▶ [TASK STATEMENT]: Each line of the listing must be transcribed exactly, except for the images, which should be excluded.

** Start of GIVEN DATA **

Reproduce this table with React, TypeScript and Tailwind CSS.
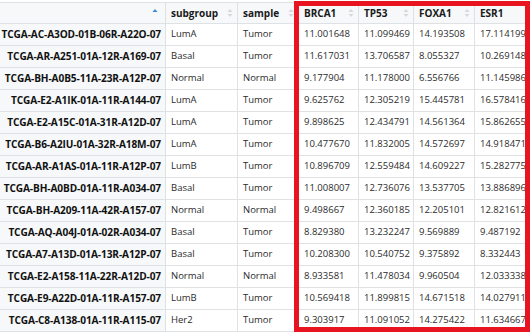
import React from 'react';

type Row = {
  id: string;
  subgroup: string;
  sample: string;
  brca1: string;
  tp53: string;
  foxa1: string;
  esr1: string;
};

const ROWS: Row[] = [
  { id: 'TCGA-AC-A3OD-01B-06R-A22O-07', subgroup: 'LumA', sample: 'Tumor', brca1: '11.001648', tp53: '11.099469', foxa1: '14.193508', esr1: '17.114199' },
  { id: 'TCGA-AR-A251-01A-12R-A169-07', subgroup: 'Basal', sample: 'Tumor', brca1: '11.617031', tp53: '13.706587', foxa1: '8.055327', esr1: '10.269148' },
  { id: 'TCGA-BH-A0B5-11A-23R-A12P-07', subgroup: 'Normal', sample: 'Normal', brca1: '9.177904', tp53: '11.178000', foxa1: '6.556766', esr1: '11.145986' },
  { id: 'TCGA-E2-A1IK-01A-11R-A144-07', subgroup: 'LumA', sample: 'Tumor', brca1: '9.625762', tp53: '12.305219', foxa1: '15.445781', esr1: '16.578416' },
  { id: 'TCGA-E2-A15C-01A-31R-A12D-07', subgroup: 'LumA', sample: 'Tumor', brca1: '9.898625', tp53: '12.434791', foxa1: '14.561364', esr1: '15.862655' },
  { id: 'TCGA-B6-A2IU-01A-32R-A18M-07', subgroup: 'LumA', sample: 'Tumor', brca1: '10.477670', tp53: '11.832005', foxa1: '14.572697', esr1: '14.918471' },
  { id: 'TCGA-AR-A1AS-01A-11R-A12P-07', subgroup: 'LumB', sample: 'Tumor', brca1: '10.896709', tp53: '12.559484', foxa1: '14.609227', esr1: '15.282775' },
  { id: 'TCGA-BH-A0BD-01A-11R-A034-07', subgroup: 'Basal', sample: 'Tumor', brca1: '11.008007', tp53: '12.736076', foxa1: '13.537705', esr1: '13.886896' },
  { id: 'TCGA-BH-A209-11A-42R-A157-07', subgroup: 'Normal', sample: 'Normal', brca1: '9.498667', tp53: '12.360185', foxa1: '12.205101', esr1: '12.821612' },
  { id: 'TCGA-AQ-A04J-01A-02R-A034-07', subgroup: 'Basal', sample: 'Tumor', brca1: '8.829380', tp53: '13.232247', foxa1: '9.569889', esr1: '9.487192' },
  { id: 'TCGA-A7-A13D-01A-13R-A12P-07', subgroup: 'Basal', sample: 'Tumor', brca1: '10.208300', tp53: '10.540752', foxa1: '9.375892', esr1: '8.332443' },
  { id: 'TCGA-E2-A158-11A-22R-A12D-07', subgroup: 'Normal', sample: 'Normal', brca1: '8.933581', tp53: '11.478034', foxa1: '9.960504', esr1: '12.033338' },
  { id: 'TCGA-E9-A22D-01A-11R-A157-07', subgroup: 'LumB', sample: 'Tumor', brca1: '10.569418', tp53: '11.899815', foxa1: '14.671518', esr1: '14.027911' },
  { id: 'TCGA-C8-A138-01A-11R-A115-07', subgroup: 'Her2', sample: 'Tumor', brca1: '9.303917', tp53: '11.091052', foxa1: '14.275422', esr1: '11.634667' },
];

// sort arrows in the header cells
const SortIcon: React.FC<{ active?: boolean }> = ({ active }) => (
  <svg width="6" height="10" viewBox="0 0 6 10" className="shrink-0">
    <path d="M3 1 L5.5 4 L0.5 4 Z" fill={active ? '#3b8ad9' : '#d6d9dc'} />
    {!active && <path d="M3 9 L5.5 6 L0.5 6 Z" fill="#d6d9dc" />}
  </svg>
);

const HeadCell: React.FC<{ label?: string; width: string; active?: boolean }> = ({ label, width, active }) => (
  <div className={`${width} shrink-0 flex items-center justify-between pl-[5px] pr-[4px] border-r border-[#dfe2e5]`}>
    <span className="font-bold text-[10px] text-[#1a1a1a]">{label}</span>
    <SortIcon active={active} />
  </div>
);

const Cell: React.FC<{ children: React.ReactNode; width: string }> = ({ children, width }) => (
  <div className={`${width} shrink-0 flex items-center pl-[5px] border-r border-[#dfe2e5] whitespace-nowrap overflow-hidden`}>
    {children}
  </div>
);

const App: React.FC = () => {
  return (
    <div className="relative w-[530px] h-[332px] overflow-hidden bg-white text-[9.5px] text-[#2b2b2b] font-['Open_Sans',sans-serif]">
      <div className="w-[640px] pt-[2px]">
        <div className="flex h-[22px] bg-[#f6f8f9] border-t border-b border-[#dfe2e5]">
          <div className="w-[166px] shrink-0 flex items-center justify-end pr-[7px] border-r border-[#dfe2e5]">
            <SortIcon active />
          </div>
          <HeadCell label="subgroup" width="w-[72px]" />
          <HeadCell label="sample" width="w-[61px]" />
          <HeadCell label="BRCA1" width="w-[60px]" />
          <HeadCell label="TP53" width="w-[55px]" />
          <HeadCell label="FOXA1" width="w-[61px]" />
          <HeadCell label="ESR1" width="w-[62px]" />
        </div>
        {ROWS.map(row => (
          <div key={row.id} className="flex h-[22px] border-b border-[#dfe2e5]">
            <div className="w-[166px] shrink-0 flex items-center justify-end pr-[4px] bg-[#f6f8f9] border-r border-[#dfe2e5] whitespace-nowrap font-bold text-[10.1px] tracking-[-0.1px] text-[#111]">
              {row.id}
            </div>
            <Cell width="w-[72px]">{row.subgroup}</Cell>
            <Cell width="w-[61px]">{row.sample}</Cell>
            <Cell width="w-[60px]">{row.brca1}</Cell>
            <Cell width="w-[55px]">{row.tp53}</Cell>
            <Cell width="w-[61px]">{row.foxa1}</Cell>
            <Cell width="w-[62px]">{row.esr1}</Cell>
          </div>
        ))}
      </div>
      {/* red highlight box drawn over the expression columns */}
      <div className="absolute left-[294px] top-[1px] w-[236px] h-[331px] border-[5px] border-[#e8141f] pointer-events-none" />
    </div>
  );
};

export default App;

** End of GIVEN DATA **

▶ [SOLUTION TO THIS TASK]:
Reproduce this table with React, TypeScript and Tailwind CSS.
import React from 'react';

type Row = {
  id: string;
  subgroup: string;
  sample: string;
  brca1: string;
  tp53: string;
  foxa1: string;
  esr1: string;
};

const ROWS: Row[] = [
  { id: 'TCGA-AC-A3OD-01B-06R-A22O-07', subgroup: 'LumA', sample: 'Tumor', brca1: '11.001648', tp53: '11.099469', foxa1: '14.193508', esr1: '17.114199' },
  { id: 'TCGA-AR-A251-01A-12R-A169-07', subgroup: 'Basal', sample: 'Tumor', brca1: '11.617031', tp53: '13.706587', foxa1: '8.055327', esr1: '10.269148' },
  { id: 'TCGA-BH-A0B5-11A-23R-A12P-07', subgroup: 'Normal', sample: 'Normal', brca1: '9.177904', tp53: '11.178000', foxa1: '6.556766', esr1: '11.145986' },
  { id: 'TCGA-E2-A1IK-01A-11R-A144-07', subgroup: 'LumA', sample: 'Tumor', brca1: '9.625762', tp53: '12.305219', foxa1: '15.445781', esr1: '16.578416' },
  { id: 'TCGA-E2-A15C-01A-31R-A12D-07', subgroup: 'LumA', sample: 'Tumor', brca1: '9.898625', tp53: '12.434791', foxa1: '14.561364', esr1: '15.862655' },
  { id: 'TCGA-B6-A2IU-01A-32R-A18M-07', subgroup: 'LumA', sample: 'Tumor', brca1: '10.477670', tp53: '11.832005', foxa1: '14.572697', esr1: '14.918471' },
  { id: 'TCGA-AR-A1AS-01A-11R-A12P-07', subgroup: 'LumB', sample: 'Tumor', brca1: '10.896709', tp53: '12.559484', foxa1: '14.609227', esr1: '15.282775' },
  { id: 'TCGA-BH-A0BD-01A-11R-A034-07', subgroup: 'Basal', sample: 'Tumor', brca1: '11.008007', tp53: '12.736076', foxa1: '13.537705', esr1: '13.886896' },
  { id: 'TCGA-BH-A209-11A-42R-A157-07', subgroup: 'Normal', sample: 'Normal', brca1: '9.498667', tp53: '12.360185', foxa1: '12.205101', esr1: '12.821612' },
  { id: 'TCGA-AQ-A04J-01A-02R-A034-07', subgroup: 'Basal', sample: 'Tumor', brca1: '8.829380', tp53: '13.232247', foxa1: '9.569889', esr1: '9.487192' },
  { id: 'TCGA-A7-A13D-01A-13R-A12P-07', subgroup: 'Basal', sample: 'Tumor', brca1: '10.208300', tp53: '10.540752', foxa1: '9.375892', esr1: '8.332443' },
  { id: 'TCGA-E2-A158-11A-22R-A12D-07', subgroup: 'Normal', sample: 'Normal', brca1: '8.933581', tp53: '11.478034', foxa1: '9.960504', esr1: '12.033338' },
  { id: 'TCGA-E9-A22D-01A-11R-A157-07', subgroup: 'LumB', sample: 'Tumor', brca1: '10.569418', tp53: '11.899815', foxa1: '14.671518', esr1: '14.027911' },
  { id: 'TCGA-C8-A138-01A-11R-A115-07', subgroup: 'Her2', sample: 'Tumor', brca1: '9.303917', tp53: '11.091052', foxa1: '14.275422', esr1: '11.634667' },
];

// sort arrows in the header cells
const SortIcon: React.FC<{ active?: boolean }> = ({ active }) => (
  <svg width="6" height="10" viewBox="0 0 6 10" className="shrink-0">
    <path d="M3 1 L5.5 4 L0.5 4 Z" fill={active ? '#3b8ad9' : '#d6d9dc'} />
    {!active && <path d="M3 9 L5.5 6 L0.5 6 Z" fill="#d6d9dc" />}
  </svg>
);

const HeadCell: React.FC<{ label?: string; width: string; active?: boolean }> = ({ label, width, active }) => (
  <div className={`${width} shrink-0 flex items-center justify-between pl-[5px] pr-[4px] border-r border-[#dfe2e5]`}>
    <span className="font-bold text-[10px] text-[#1a1a1a]">{label}</span>
    <SortIcon active={active} />
  </div>
);

const Cell: React.FC<{ children: React.ReactNode; width: string }> = ({ children, width }) => (
  <div className={`${width} shrink-0 flex items-center pl-[5px] border-r border-[#dfe2e5] whitespace-nowrap overflow-hidden`}>
    {children}
  </div>
);

const App: React.FC = () => {
  return (
    <div className="relative w-[530px] h-[332px] overflow-hidden bg-white text-[9.5px] text-[#2b2b2b] font-['Open_Sans',sans-serif]">
      <div className="w-[640px] pt-[2px]">
        <div className="flex h-[22px] bg-[#f6f8f9] border-t border-b border-[#dfe2e5]">
          <div className="w-[166px] shrink-0 flex items-center justify-end pr-[7px] border-r border-[#dfe2e5]">
            <SortIcon active />
          </div>
          <HeadCell label="subgroup" width="w-[72px]" />
          <HeadCell label="sample" width="w-[61px]" />
          <HeadCell label="BRCA1" width="w-[60px]" />
          <HeadCell label="TP53" width="w-[55px]" />
          <HeadCell label="FOXA1" width="w-[61px]" />
          <HeadCell label="ESR1" width="w-[62px]" />
        </div>
        {ROWS.map(row => (
          <div key={row.id} className="flex h-[22px] border-b border-[#dfe2e5]">
            <div className="w-[166px] shrink-0 flex items-center justify-end pr-[4px] bg-[#f6f8f9] border-r border-[#dfe2e5] whitespace-nowrap font-bold text-[10.1px] tracking-[-0.1px] text-[#111]">
              {row.id}
            </div>
            <Cell width="w-[72px]">{row.subgroup}</Cell>
            <Cell width="w-[61px]">{row.sample}</Cell>
            <Cell width="w-[60px]">{row.brca1}</Cell>
            <Cell width="w-[55px]">{row.tp53}</Cell>
            <Cell width="w-[61px]">{row.foxa1}</Cell>
            <Cell width="w-[62px]">{row.esr1}</Cell>
          </div>
        ))}
      </div>
      {/* red highlight box drawn over the expression columns */}
      <div className="absolute left-[294px] top-[1px] w-[236px] h-[331px] border-[5px] border-[#e8141f] pointer-events-none" />
    </div>
  );
};

export default App;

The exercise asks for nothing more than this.